Researchers Create AI Capable Of Generating Images Of Food That Doesn't Exist

AIs can be used for many things. From altering the reality to creating something out of thin air.

The world has been taken by storm when Deepfakes plagued the internet, for example. This time, a team of researchers from Tel-Aviv University developed a neural network capable of reading recipes to generate images of what finished cooked food should look like.

Recipe books have photos on them for reasons like because most of us cannot really picture how a cooked food will look like by only reading the ingredients. Here, the researchers are proving that AIs don't really have that same problem, at least.

In short, the researchers created an AI that is capable of generating imaginary food images from just reading the list of ingredients and instructions on how to make them.

The team consisting of researchers Ori Bar El, Ori Licht, and Netanel Yosephian created the AI using a modified version of a generative adversarial network (GAN) called StackGAN V2. The researchers then feed the AI with 52,000 written recipes and images of completed food combinations from recipe1M's dataset.

Ai creating imaginary food
Comparison of the real image, the generated image with using the semantic-regularization (REG) and without semantic regularization (NOREG), and the corresponding recipe

According to Researcher Ori Bar El:

"[It] all started when I asked my grandmother for a recipe of her legendary fish cutlets with tomato sauce.
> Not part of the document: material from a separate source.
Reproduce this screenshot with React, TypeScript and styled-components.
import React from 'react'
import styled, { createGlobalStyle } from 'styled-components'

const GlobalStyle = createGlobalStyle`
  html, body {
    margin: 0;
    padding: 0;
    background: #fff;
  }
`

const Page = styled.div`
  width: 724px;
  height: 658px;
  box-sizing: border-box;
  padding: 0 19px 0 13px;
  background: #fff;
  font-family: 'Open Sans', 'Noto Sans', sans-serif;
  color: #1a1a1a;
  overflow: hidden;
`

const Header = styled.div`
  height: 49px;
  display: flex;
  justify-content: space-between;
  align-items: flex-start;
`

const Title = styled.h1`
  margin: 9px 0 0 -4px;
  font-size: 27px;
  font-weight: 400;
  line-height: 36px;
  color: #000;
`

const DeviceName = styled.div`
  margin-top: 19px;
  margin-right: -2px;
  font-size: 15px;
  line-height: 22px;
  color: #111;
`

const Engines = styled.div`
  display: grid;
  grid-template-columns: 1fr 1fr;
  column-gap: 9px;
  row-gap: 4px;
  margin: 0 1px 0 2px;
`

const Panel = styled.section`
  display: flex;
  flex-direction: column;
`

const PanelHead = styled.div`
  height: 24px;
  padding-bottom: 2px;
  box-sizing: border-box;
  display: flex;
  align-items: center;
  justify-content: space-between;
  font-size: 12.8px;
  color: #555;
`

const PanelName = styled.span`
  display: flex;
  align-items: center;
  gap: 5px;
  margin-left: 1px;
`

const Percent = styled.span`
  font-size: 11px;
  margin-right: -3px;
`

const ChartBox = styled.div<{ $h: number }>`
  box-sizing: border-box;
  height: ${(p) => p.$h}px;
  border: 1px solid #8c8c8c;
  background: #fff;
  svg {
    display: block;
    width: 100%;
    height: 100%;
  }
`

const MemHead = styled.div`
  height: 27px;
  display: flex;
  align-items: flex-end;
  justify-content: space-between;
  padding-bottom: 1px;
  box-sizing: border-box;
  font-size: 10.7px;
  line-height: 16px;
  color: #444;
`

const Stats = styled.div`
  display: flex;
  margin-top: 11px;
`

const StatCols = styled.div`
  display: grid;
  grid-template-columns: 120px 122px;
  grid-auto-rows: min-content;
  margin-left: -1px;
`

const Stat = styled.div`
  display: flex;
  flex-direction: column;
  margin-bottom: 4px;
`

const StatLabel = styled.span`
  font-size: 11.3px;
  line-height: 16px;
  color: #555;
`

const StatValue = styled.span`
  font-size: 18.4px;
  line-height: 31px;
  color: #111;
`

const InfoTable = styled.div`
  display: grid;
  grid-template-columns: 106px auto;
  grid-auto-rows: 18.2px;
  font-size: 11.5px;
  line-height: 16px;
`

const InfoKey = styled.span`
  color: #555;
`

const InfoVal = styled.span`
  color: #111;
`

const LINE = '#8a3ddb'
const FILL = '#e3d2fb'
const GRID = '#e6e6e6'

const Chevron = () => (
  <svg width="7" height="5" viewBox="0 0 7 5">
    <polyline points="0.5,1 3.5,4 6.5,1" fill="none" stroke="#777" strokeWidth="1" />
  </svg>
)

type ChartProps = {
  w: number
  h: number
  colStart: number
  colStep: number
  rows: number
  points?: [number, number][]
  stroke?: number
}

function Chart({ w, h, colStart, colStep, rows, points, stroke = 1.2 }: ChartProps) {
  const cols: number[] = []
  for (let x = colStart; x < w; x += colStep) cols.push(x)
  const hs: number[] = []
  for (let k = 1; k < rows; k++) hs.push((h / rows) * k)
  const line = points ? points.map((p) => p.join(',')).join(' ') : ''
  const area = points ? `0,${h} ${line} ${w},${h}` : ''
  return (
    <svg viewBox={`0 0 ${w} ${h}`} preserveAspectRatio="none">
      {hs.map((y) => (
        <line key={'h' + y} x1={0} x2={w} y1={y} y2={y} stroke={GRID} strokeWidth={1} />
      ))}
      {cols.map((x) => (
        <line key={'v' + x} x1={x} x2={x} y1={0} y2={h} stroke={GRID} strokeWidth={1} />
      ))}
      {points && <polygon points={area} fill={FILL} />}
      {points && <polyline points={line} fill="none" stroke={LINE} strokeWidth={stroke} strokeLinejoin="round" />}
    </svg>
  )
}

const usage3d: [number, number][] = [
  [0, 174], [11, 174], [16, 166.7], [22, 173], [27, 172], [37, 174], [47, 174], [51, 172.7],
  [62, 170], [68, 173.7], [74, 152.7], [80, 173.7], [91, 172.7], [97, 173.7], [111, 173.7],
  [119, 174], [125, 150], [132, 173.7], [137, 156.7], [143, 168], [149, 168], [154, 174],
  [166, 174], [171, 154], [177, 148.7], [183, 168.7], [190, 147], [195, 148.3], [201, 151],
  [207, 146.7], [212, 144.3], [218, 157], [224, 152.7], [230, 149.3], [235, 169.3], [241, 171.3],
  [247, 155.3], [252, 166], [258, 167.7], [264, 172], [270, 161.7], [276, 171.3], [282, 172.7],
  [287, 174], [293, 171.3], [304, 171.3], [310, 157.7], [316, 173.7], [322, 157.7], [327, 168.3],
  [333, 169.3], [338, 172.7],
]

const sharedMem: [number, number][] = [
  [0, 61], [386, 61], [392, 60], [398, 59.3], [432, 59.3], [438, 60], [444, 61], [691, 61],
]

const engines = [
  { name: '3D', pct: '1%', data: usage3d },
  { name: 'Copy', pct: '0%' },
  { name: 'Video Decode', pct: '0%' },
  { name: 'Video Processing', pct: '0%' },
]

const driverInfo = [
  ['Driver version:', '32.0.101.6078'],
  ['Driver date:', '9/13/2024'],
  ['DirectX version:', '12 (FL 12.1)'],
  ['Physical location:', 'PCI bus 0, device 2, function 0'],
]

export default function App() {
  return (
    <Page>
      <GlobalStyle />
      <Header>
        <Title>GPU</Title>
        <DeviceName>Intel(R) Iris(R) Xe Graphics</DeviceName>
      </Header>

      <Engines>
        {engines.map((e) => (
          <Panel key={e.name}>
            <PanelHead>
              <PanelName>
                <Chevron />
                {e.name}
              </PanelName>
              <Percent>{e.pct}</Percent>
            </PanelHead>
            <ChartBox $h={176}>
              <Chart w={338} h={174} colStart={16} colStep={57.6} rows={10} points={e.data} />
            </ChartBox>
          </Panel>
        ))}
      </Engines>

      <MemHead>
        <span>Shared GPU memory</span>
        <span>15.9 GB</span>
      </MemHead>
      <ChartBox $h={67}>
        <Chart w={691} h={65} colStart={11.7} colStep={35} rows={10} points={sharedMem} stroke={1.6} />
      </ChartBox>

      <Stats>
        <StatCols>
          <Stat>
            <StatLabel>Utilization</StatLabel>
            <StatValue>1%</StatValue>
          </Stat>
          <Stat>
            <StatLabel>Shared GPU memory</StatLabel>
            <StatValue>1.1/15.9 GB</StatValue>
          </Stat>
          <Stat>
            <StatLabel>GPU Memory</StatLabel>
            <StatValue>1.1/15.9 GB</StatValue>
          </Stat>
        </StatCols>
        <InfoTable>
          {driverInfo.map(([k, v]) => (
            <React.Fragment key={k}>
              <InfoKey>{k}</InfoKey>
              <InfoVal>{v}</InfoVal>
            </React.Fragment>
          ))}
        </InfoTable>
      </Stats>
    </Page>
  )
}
Due to her advanced age she didn’t remember the exact recipe. So, I was wondering if I can build a system that given a food image, can output the recipe. After thinking about this task for a while I concluded that it is too hard for a system to get an exact recipe with real quantities and with “hidden” ingredients such as salt, pepper, butter, flour etc.."

"Then, I wondered if I can do the opposite, instead. Namely, generating food images based on the recipes. We believe that this task is very challenging to be accomplished by humans, all the more so for computers. Since most of the current AI systems try replace human experts in tasks that are easy for humans, we thought that it would be interesting to solve a kind of task that is even beyond humans’ ability. As you can see, it can be done in a certain extent of success."
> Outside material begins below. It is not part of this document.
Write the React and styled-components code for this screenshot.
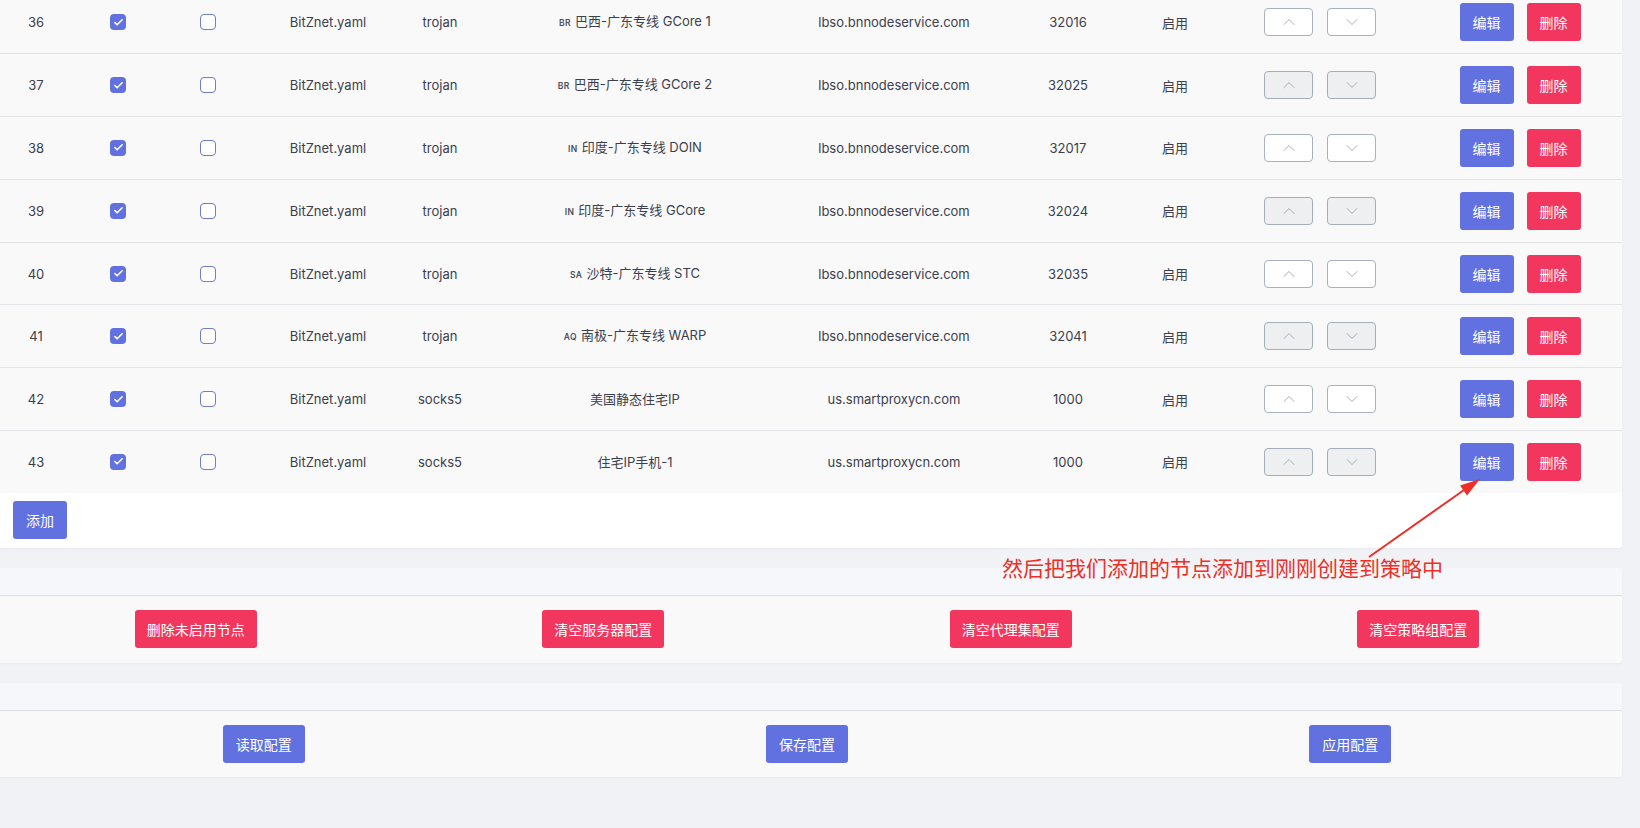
import React from "react";
import styled, { createGlobalStyle } from "styled-components";
import { ChevronUp, ChevronDown, Check } from "lucide-react";

const GlobalStyle = createGlobalStyle`
    html, body {
        margin: 0;
        padding: 0;
        background: #f1f2f5;
        overflow: hidden;
    }
    body {
        font-family: Inter, "Noto Sans CJK SC", sans-serif;
        color: #3b404c;
    }
`;

const COLUMNS = "88px 76px 104px 136px 88px 302px 216px 132px 82px 208px 198px";

const rows = [
    {id: 36, type: "trojan", flag: "BR", name: "巴西-广东专线 GCore 1", server: "lbso.bnnodeservice.com", port: 32016},
    {id: 37, type: "trojan", flag: "BR", name: "巴西-广东专线 GCore 2", server: "lbso.bnnodeservice.com", port: 32025},
    {id: 38, type: "trojan", flag: "IN", name: "印度-广东专线 DOIN", server: "lbso.bnnodeservice.com", port: 32017},
    {id: 39, type: "trojan", flag: "IN", name: "印度-广东专线 GCore", server: "lbso.bnnodeservice.com", port: 32024},
    {id: 40, type: "trojan", flag: "SA", name: "沙特-广东专线 STC", server: "lbso.bnnodeservice.com", port: 32035},
    {id: 41, type: "trojan", flag: "AQ", name: "南极-广东专线 WARP", server: "lbso.bnnodeservice.com", port: 32041},
    {id: 42, type: "socks5", flag: null, name: "美国静态住宅IP", server: "us.smartproxycn.com", port: 1000},
    {id: 43, type: "socks5", flag: null, name: "住宅IP手机-1", server: "us.smartproxycn.com", port: 1000},
];

const Root = styled.div`
    position: relative;
    width: 1640px;
    height: 828px;
    overflow: hidden;
`;

const Page = styled.div`
    width: 1630px;
    margin: -9.5px 0 0 -8px;
    display: flex;
    flex-direction: column;
    gap: 20px;
`;

const Panel = styled.div`
    background: #ffffff;
    border-radius: 0 0 4px 4px;
    box-shadow: 0 1px 3px rgba(20, 30, 60, 0.04);
    overflow: hidden;
`;

const Row = styled.div`
    display: grid;
    grid-template-columns: ${COLUMNS};
    height: 61.8px;
    border-top: 1px solid #e1e3e7;
    background: #f9f9fa;
    font-size: 13px;
`;

const Cell = styled.div`
    display: flex;
    align-items: center;
    justify-content: center;
    gap: ${props => props.$gap || 0}px;
    padding-right: ${props => props.$pr || 0}px;
    white-space: nowrap;
`;

const Name = styled.span`
    line-height: 20px;
`;

const Flag = styled.span`
    font-size: 8.5px;
    font-weight: 600;
    letter-spacing: 0.4px;
    color: #4a4f5c;
    margin-right: 4px;
`;

const Box = styled.span`
    width: 16px;
    height: 16px;
    box-sizing: border-box;
    border-radius: 4px;
    display: flex;
    align-items: center;
    justify-content: center;
    background: ${props => props.$checked ? "#6172e0" : "#ffffff"};
    border: ${props => props.$checked ? "none" : "1.5px solid #6f7cc6"};
`;

const MoveButton = styled.button`
    width: 49px;
    height: 28px;
    box-sizing: border-box;
    padding: 0;
    border: 1px solid ${props => props.$muted ? "#a5adbb" : "#a9b1be"};
    border-radius: 4px;
    background: ${props => props.$muted ? "#eeeff1" : "#ffffff"};
    display: flex;
    align-items: center;
    justify-content: center;
    color: #a8adb6;
`;

const Button = styled.button`
    height: 38px;
    padding: 0 ${props => props.$px || 13}px;
    border: none;
    border-radius: 3px;
    background: ${props => props.$danger ? "#f3365d" : "#6172e0"};
    color: #ffffff;
    font-family: "Noto Sans CJK SC", sans-serif;
    font-size: 14px;
    white-space: nowrap;
`;

const AddBar = styled.div`
    height: 55px;
    padding: 8px 0 0 21px;
    box-sizing: border-box;
    background: #ffffff;
`;

const Section = styled.div`
    background: #f9f9fa;
    border-radius: 4px;
    box-shadow: 0 1px 3px rgba(20, 30, 60, 0.04);
    overflow: hidden;
`;

const SectionHead = styled.div`
    height: ${props => props.$h}px;
    background: #f5f7fa;
    border-bottom: 1px solid #dcdfe4;
`;

const SectionBody = styled.div`
    display: grid;
    grid-template-columns: repeat(${props => props.$cols}, 1fr);
    justify-items: center;
    align-items: center;
    height: ${props => props.$h}px;
`;

const Note = styled.div`
    position: absolute;
    left: 1002px;
    top: 553px;
    font-family: "Noto Sans CJK SC", sans-serif;
    font-size: 21px;
    line-height: 28px;
    color: #ee2f28;
    white-space: nowrap;
`;

const Arrow = styled.svg`
    position: absolute;
    left: 0;
    top: 0;
    pointer-events: none;
`;

function CheckBox({checked}) {
    return (
        <Box $checked={checked}>
            {checked && <Check size={11} color="#fff" strokeWidth={3.5} />}
        </Box>
    );
}

function NodeRow({row, index}) {
    const muted = index % 2 === 1;
    return (
        <Row>
            <Cell>{row.id}</Cell>
            <Cell><CheckBox checked /></Cell>
            <Cell><CheckBox /></Cell>
            <Cell>BitZnet.yaml</Cell>
            <Cell>{row.type}</Cell>
            <Cell>
                <Name>{row.flag && <Flag>{row.flag}</Flag>}{row.name}</Name>
            </Cell>
            <Cell>{row.server}</Cell>
            <Cell>{row.port}</Cell>
            <Cell>启用</Cell>
            <Cell $gap={14}>
                <MoveButton $muted={muted}><ChevronUp size={20} strokeWidth={1.2} /></MoveButton>
                <MoveButton $muted={muted}><ChevronDown size={20} strokeWidth={1.2} /></MoveButton>
            </Cell>
            <Cell $gap={13} $pr={6}>
                <Button $px={13}>编辑</Button>
                <Button $px={13} $danger>删除</Button>
            </Cell>
        </Row>
    );
}

export default function App() {
    return (
        <Root>
            <GlobalStyle />
            <Page>
                <Panel>
                    {rows.map((row, index) => <NodeRow key={row.id} row={row} index={index} />)}
                    <AddBar>
                        <Button>添加</Button>
                    </AddBar>
                </Panel>

                <Section>
                    <SectionHead $h={27} />
                    <SectionBody $cols={4} $h={67}>
                        <Button $danger $px={12}>删除未启用节点</Button>
                        <Button $danger $px={12}>清空服务器配置</Button>
                        <Button $danger $px={12}>清空代理集配置</Button>
                        <Button $danger $px={12}>清空策略组配置</Button>
                    </SectionBody>
                </Section>

                <Section>
                    <SectionHead $h={27} />
                    <SectionBody $cols={3} $h={66}>
                        <Button $px={13}>读取配置</Button>
                        <Button $px={13}>保存配置</Button>
                        <Button $px={13}>应用配置</Button>
                    </SectionBody>
                </Section>
            </Page>

            <Arrow width="1640" height="828" viewBox="0 0 1640 828">
                <line x1="1369" y1="557" x2="1464" y2="490" stroke="#ee2f28" strokeWidth="2" />
                <polygon points="1480,479 1467,495.4 1460.1,485.6" fill="#ee2f28" />
            </Arrow>
            <Note>然后把我们添加的节点添加到刚刚创建到策略中</Note>
        </Root>
    );
}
"Our system takes a recipe as an input and generates, from scratch, an image that reflects the food that the system ‘believes’ this recipe describes."

"The important aspect is that the system has no access to the title of the recipe — otherwise this task would have been pretty easy — and that the text of the recipe is both long and does not describe the visual content of the image directly. [This fact] makes this task very hard even for humans, and all the more so for computers."
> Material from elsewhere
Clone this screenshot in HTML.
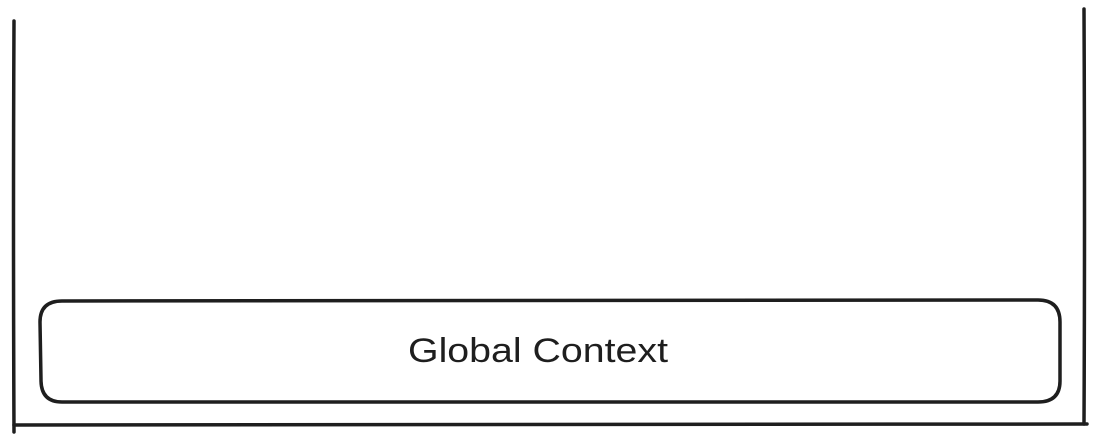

The AI needs a two-stage process to generate the images.

First, the text of the recipe is converted into vector of numbers using a method called text embedding. This is to make the AI understands the meaning of the text by mapping semantically similar pieces of text to close vectors in the embedding space. After this is done, a separate network maps the text vectors and images to align them.

The next step is where the GAN steps in to generate the new imaginary images and evaluating them. By having the GAN attempt to fool itself into thinking a generated image is a real photo, the pictures the system generates can become increasingly realistic.

Ai creating imaginary food
Some of the images created by the AI, compared to others

On their paper, the researchers acknowledge that the AI is not perfect, at least yet.

For example, the quality of the images in the recipe1M dataset is lower than images found in CUB and Oxford102 datasets.

This can be seen as the dataset has many blurred images that are low in quality, and others have bad lightning conditions. There is also the fact that the images aren't square shaped, in which made it difficult for the researchers to train the models.

This is one of the reasons why the images the AI succeeded in producing ”porridge-like” images for food like pasta, soup and salad, but had difficulties in generating images for food with distinct shapes like hamburger or chicken.

Ori Bar El and his team want to continue developing the AI, with the hopes to extend its capabilities to generate images beyond food:

"We plan to extend the work by training our system on the rest of the recipes (we have about 350k more images), but the problem is that the current dataset is of low quality. We have not found any other available dataset suitable for our needs, but we might build a dataset on our own that contains children’s books text and corresponding images."